+++ Task input
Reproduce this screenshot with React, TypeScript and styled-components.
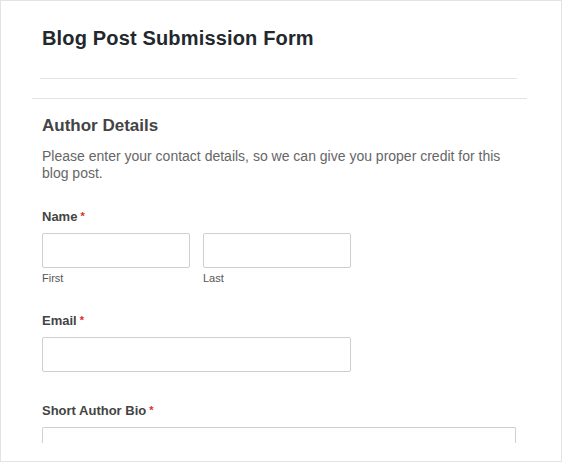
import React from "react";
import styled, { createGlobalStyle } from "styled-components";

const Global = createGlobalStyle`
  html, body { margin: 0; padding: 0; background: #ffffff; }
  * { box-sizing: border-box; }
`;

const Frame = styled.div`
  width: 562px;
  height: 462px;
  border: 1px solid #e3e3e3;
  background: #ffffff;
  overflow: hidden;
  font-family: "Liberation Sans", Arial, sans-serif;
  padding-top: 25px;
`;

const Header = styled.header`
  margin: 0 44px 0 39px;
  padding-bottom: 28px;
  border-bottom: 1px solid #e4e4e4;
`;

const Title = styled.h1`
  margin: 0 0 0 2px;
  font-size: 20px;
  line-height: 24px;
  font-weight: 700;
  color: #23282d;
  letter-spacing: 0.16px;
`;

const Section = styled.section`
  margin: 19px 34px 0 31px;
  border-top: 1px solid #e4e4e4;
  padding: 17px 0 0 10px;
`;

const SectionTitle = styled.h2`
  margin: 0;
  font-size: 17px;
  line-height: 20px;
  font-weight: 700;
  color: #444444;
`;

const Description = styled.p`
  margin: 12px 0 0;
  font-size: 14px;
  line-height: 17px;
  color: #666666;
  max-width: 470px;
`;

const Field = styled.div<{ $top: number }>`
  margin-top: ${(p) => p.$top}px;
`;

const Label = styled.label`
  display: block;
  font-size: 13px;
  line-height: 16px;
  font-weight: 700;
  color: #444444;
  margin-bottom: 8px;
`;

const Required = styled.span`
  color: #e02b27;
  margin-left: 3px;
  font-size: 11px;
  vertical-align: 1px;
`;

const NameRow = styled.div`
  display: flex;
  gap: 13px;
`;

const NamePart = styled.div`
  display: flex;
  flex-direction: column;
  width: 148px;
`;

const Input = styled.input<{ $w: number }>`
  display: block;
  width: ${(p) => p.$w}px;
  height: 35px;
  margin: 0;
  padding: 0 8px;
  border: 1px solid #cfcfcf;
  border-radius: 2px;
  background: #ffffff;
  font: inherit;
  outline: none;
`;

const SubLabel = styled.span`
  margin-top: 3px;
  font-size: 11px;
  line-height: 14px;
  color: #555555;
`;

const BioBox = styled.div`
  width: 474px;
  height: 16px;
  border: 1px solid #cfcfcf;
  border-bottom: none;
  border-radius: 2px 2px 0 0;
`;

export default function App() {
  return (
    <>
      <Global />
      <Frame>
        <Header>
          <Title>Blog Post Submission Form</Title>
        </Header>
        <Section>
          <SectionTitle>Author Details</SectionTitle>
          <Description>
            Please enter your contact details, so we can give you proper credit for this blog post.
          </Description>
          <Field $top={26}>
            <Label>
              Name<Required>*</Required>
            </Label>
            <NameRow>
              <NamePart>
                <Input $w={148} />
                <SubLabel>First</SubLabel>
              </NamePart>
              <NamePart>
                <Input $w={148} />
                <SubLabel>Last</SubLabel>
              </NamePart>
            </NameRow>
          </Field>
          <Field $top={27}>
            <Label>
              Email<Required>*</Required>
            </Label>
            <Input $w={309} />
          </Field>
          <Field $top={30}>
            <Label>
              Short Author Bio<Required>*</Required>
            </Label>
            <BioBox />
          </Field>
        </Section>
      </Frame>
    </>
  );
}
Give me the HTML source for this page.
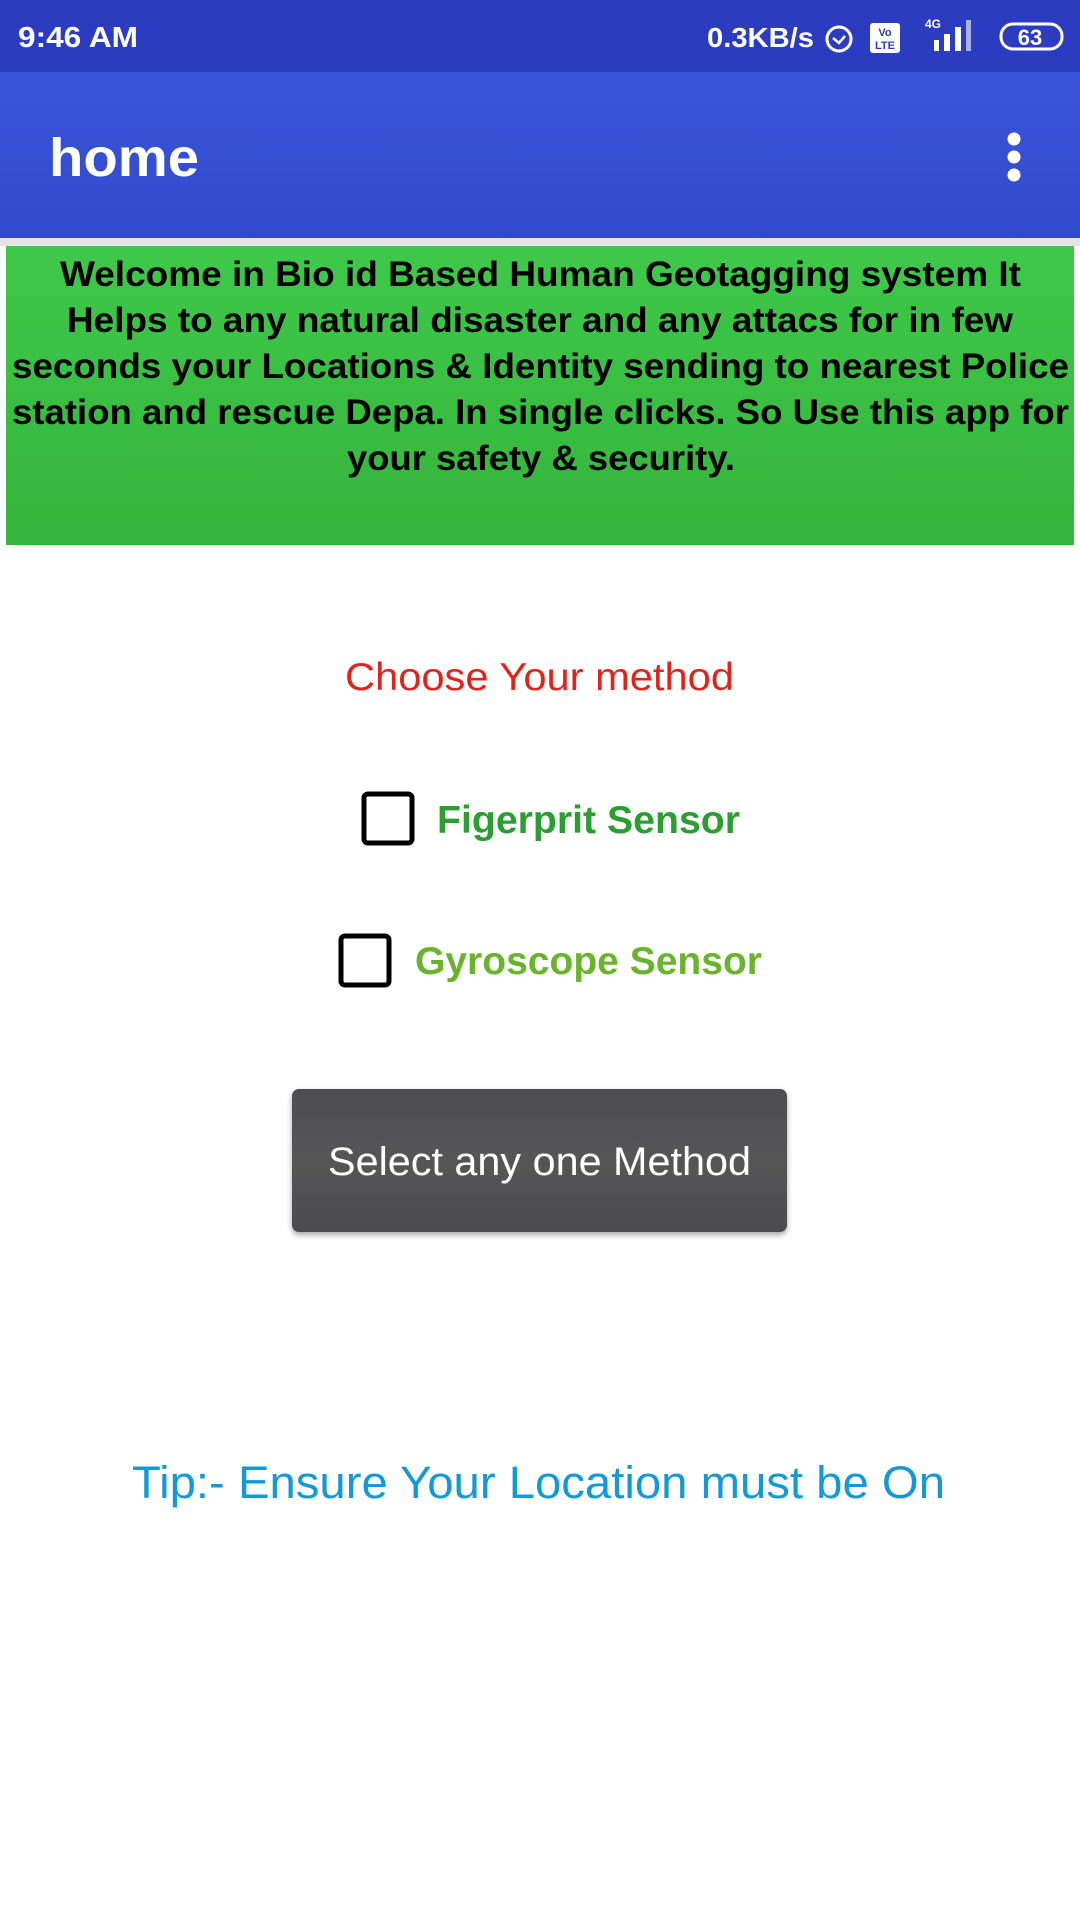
++++++
**Exercise**
Reproduce the entries exactly. Do not carry over any picture.

**Solution to this exercise**
Reproduce this screenshot with React, TypeScript and styled-components.
import React from "react";
import styled, { createGlobalStyle } from "styled-components";

const Global = createGlobalStyle`
  html, body { margin: 0; padding: 0; background: #ffffff; }
  * { box-sizing: border-box; }
`;

const Frame = styled.div`
  width: 562px;
  height: 462px;
  border: 1px solid #e3e3e3;
  background: #ffffff;
  overflow: hidden;
  font-family: "Liberation Sans", Arial, sans-serif;
  padding-top: 25px;
`;

const Header = styled.header`
  margin: 0 44px 0 39px;
  padding-bottom: 28px;
  border-bottom: 1px solid #e4e4e4;
`;

const Title = styled.h1`
  margin: 0 0 0 2px;
  font-size: 20px;
  line-height: 24px;
  font-weight: 700;
  color: #23282d;
  letter-spacing: 0.16px;
`;

const Section = styled.section`
  margin: 19px 34px 0 31px;
  border-top: 1px solid #e4e4e4;
  padding: 17px 0 0 10px;
`;

const SectionTitle = styled.h2`
  margin: 0;
  font-size: 17px;
  line-height: 20px;
  font-weight: 700;
  color: #444444;
`;

const Description = styled.p`
  margin: 12px 0 0;
  font-size: 14px;
  line-height: 17px;
  color: #666666;
  max-width: 470px;
`;

const Field = styled.div<{ $top: number }>`
  margin-top: ${(p) => p.$top}px;
`;

const Label = styled.label`
  display: block;
  font-size: 13px;
  line-height: 16px;
  font-weight: 700;
  color: #444444;
  margin-bottom: 8px;
`;

const Required = styled.span`
  color: #e02b27;
  margin-left: 3px;
  font-size: 11px;
  vertical-align: 1px;
`;

const NameRow = styled.div`
  display: flex;
  gap: 13px;
`;

const NamePart = styled.div`
  display: flex;
  flex-direction: column;
  width: 148px;
`;

const Input = styled.input<{ $w: number }>`
  display: block;
  width: ${(p) => p.$w}px;
  height: 35px;
  margin: 0;
  padding: 0 8px;
  border: 1px solid #cfcfcf;
  border-radius: 2px;
  background: #ffffff;
  font: inherit;
  outline: none;
`;

const SubLabel = styled.span`
  margin-top: 3px;
  font-size: 11px;
  line-height: 14px;
  color: #555555;
`;

const BioBox = styled.div`
  width: 474px;
  height: 16px;
  border: 1px solid #cfcfcf;
  border-bottom: none;
  border-radius: 2px 2px 0 0;
`;

export default function App() {
  return (
    <>
      <Global />
      <Frame>
        <Header>
          <Title>Blog Post Submission Form</Title>
        </Header>
        <Section>
          <SectionTitle>Author Details</SectionTitle>
          <Description>
            Please enter your contact details, so we can give you proper credit for this blog post.
          </Description>
          <Field $top={26}>
            <Label>
              Name<Required>*</Required>
            </Label>
            <NameRow>
              <NamePart>
                <Input $w={148} />
                <SubLabel>First</SubLabel>
              </NamePart>
              <NamePart>
                <Input $w={148} />
                <SubLabel>Last</SubLabel>
              </NamePart>
            </NameRow>
          </Field>
          <Field $top={27}>
            <Label>
              Email<Required>*</Required>
            </Label>
            <Input $w={309} />
          </Field>
          <Field $top={30}>
            <Label>
              Short Author Bio<Required>*</Required>
            </Label>
            <BioBox />
          </Field>
        </Section>
      </Frame>
    </>
  );
}
Give me the HTML source for this page.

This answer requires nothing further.